_Given instruction:_
Copy every line of the entries that includes the word "React".

_Supplied records:_
##########

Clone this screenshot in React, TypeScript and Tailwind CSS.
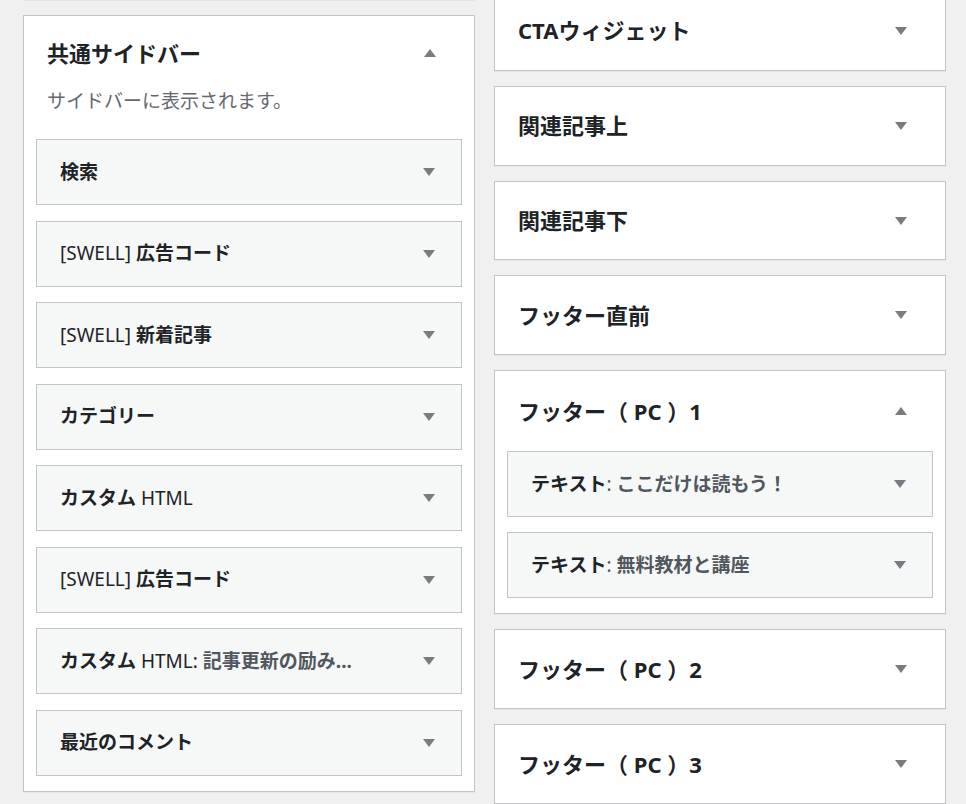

##########

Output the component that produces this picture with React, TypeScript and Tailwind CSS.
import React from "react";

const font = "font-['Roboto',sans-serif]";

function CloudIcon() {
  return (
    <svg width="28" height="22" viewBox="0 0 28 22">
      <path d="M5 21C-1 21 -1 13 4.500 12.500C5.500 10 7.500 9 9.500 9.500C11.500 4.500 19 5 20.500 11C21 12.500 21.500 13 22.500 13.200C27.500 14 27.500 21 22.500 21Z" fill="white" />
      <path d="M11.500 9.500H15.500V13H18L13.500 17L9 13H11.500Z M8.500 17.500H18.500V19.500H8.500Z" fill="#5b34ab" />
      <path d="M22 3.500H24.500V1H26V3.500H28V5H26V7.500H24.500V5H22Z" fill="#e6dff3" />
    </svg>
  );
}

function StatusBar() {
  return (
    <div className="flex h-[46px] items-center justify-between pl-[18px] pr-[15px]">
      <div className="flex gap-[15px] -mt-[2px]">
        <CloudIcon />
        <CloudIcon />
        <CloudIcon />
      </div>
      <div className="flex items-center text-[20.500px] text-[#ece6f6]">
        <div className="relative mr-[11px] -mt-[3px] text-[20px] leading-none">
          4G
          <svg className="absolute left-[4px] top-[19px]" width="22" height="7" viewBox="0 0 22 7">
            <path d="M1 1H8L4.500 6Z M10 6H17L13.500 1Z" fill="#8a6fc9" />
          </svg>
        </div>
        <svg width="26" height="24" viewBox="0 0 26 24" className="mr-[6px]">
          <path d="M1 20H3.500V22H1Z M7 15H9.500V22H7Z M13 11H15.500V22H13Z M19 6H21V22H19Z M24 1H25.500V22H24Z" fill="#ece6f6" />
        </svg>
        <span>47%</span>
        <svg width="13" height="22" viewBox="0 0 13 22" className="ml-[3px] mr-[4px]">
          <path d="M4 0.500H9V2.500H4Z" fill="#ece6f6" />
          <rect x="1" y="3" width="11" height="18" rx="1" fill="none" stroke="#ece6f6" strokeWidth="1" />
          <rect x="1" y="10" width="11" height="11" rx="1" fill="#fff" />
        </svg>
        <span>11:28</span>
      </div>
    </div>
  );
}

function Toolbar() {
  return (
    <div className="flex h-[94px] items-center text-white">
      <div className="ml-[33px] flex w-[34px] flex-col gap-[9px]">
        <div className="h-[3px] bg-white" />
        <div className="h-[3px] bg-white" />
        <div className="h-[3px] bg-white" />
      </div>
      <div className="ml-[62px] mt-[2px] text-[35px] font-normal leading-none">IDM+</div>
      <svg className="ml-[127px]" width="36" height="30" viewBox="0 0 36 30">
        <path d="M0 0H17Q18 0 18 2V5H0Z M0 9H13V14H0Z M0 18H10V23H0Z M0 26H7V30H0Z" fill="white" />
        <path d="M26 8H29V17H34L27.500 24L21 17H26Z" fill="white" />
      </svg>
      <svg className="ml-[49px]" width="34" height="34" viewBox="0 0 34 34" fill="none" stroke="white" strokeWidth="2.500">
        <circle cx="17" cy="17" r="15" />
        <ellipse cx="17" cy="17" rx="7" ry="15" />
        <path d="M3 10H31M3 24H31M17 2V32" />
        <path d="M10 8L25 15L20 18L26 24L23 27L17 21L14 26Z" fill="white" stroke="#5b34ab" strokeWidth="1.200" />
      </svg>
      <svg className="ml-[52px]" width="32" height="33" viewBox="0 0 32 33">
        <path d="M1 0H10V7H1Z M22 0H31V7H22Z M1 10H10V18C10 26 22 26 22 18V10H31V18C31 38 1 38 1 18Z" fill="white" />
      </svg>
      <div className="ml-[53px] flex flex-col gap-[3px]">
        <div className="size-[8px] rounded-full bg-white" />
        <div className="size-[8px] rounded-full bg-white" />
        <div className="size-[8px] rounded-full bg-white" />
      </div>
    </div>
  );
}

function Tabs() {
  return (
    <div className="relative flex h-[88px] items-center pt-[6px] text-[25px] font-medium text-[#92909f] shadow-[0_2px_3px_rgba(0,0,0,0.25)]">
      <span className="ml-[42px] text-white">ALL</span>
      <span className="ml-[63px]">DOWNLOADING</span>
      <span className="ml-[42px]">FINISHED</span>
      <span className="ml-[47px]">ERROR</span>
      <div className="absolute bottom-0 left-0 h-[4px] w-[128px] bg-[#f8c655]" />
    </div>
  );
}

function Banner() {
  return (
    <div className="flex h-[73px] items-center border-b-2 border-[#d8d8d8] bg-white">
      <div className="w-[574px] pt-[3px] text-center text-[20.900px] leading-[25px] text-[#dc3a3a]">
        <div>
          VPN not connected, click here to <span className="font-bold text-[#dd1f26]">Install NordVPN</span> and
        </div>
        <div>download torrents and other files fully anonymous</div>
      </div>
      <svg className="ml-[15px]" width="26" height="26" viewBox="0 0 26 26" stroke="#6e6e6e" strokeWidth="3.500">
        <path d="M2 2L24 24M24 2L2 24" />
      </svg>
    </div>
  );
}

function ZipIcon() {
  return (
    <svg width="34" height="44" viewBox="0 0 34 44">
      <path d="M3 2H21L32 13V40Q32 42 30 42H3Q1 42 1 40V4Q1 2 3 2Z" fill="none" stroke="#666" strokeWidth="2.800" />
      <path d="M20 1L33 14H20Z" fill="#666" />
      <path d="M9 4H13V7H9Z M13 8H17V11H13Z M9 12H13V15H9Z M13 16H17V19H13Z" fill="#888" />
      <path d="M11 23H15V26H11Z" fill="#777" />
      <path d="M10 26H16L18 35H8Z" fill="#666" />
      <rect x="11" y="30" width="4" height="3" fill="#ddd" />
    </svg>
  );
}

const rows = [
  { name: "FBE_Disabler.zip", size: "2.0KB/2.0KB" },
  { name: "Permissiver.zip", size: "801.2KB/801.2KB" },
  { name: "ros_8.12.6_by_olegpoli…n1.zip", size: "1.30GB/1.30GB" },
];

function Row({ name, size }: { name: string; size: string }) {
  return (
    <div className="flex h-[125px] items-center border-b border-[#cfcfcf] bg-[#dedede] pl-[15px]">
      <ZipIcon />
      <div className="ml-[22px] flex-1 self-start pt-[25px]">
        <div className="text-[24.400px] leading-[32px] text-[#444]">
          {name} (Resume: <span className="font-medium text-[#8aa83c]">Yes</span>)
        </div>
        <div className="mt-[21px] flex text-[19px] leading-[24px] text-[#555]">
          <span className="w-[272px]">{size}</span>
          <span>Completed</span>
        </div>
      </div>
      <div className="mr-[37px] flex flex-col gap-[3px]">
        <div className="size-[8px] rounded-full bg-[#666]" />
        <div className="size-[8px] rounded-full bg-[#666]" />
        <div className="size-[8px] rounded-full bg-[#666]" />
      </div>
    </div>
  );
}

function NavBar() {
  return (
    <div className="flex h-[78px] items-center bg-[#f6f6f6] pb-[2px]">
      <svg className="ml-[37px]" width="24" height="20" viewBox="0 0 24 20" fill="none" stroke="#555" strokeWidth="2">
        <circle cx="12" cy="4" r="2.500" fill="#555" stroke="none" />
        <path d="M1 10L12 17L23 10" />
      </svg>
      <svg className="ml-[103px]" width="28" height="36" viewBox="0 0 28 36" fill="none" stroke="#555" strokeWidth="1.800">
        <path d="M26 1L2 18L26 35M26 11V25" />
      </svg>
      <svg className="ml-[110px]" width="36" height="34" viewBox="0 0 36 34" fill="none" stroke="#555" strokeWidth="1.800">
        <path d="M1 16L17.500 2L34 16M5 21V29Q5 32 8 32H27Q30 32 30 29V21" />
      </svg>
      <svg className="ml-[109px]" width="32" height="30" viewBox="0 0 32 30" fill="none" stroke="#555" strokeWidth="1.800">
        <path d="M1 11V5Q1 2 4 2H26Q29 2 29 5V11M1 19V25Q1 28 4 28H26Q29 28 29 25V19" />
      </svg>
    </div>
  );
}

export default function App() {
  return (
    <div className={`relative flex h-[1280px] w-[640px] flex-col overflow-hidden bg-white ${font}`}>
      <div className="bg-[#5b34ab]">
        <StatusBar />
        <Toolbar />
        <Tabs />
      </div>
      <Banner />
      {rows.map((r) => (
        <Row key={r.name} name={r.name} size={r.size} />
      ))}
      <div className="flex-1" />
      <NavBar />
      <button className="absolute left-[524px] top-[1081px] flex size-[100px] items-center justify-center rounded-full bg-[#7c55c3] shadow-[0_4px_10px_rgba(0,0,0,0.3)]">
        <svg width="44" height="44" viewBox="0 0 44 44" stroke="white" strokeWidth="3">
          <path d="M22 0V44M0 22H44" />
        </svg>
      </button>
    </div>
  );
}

##########

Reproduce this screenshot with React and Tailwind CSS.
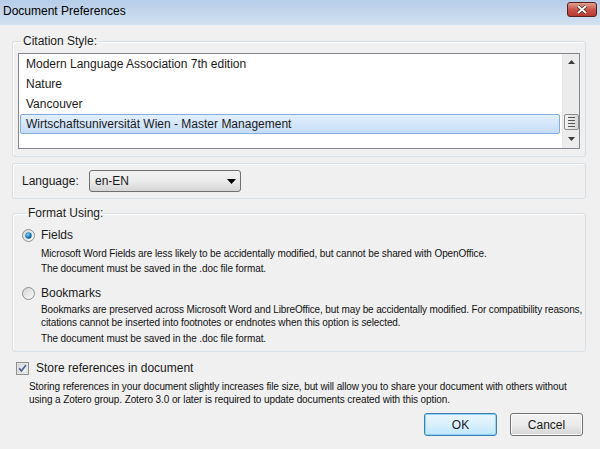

##########

_Solution to the exercise:_
Clone this screenshot in React, TypeScript and Tailwind CSS.
Output the component that produces this picture with React, TypeScript and Tailwind CSS.
import React from "react";
Reproduce this screenshot with React and Tailwind CSS.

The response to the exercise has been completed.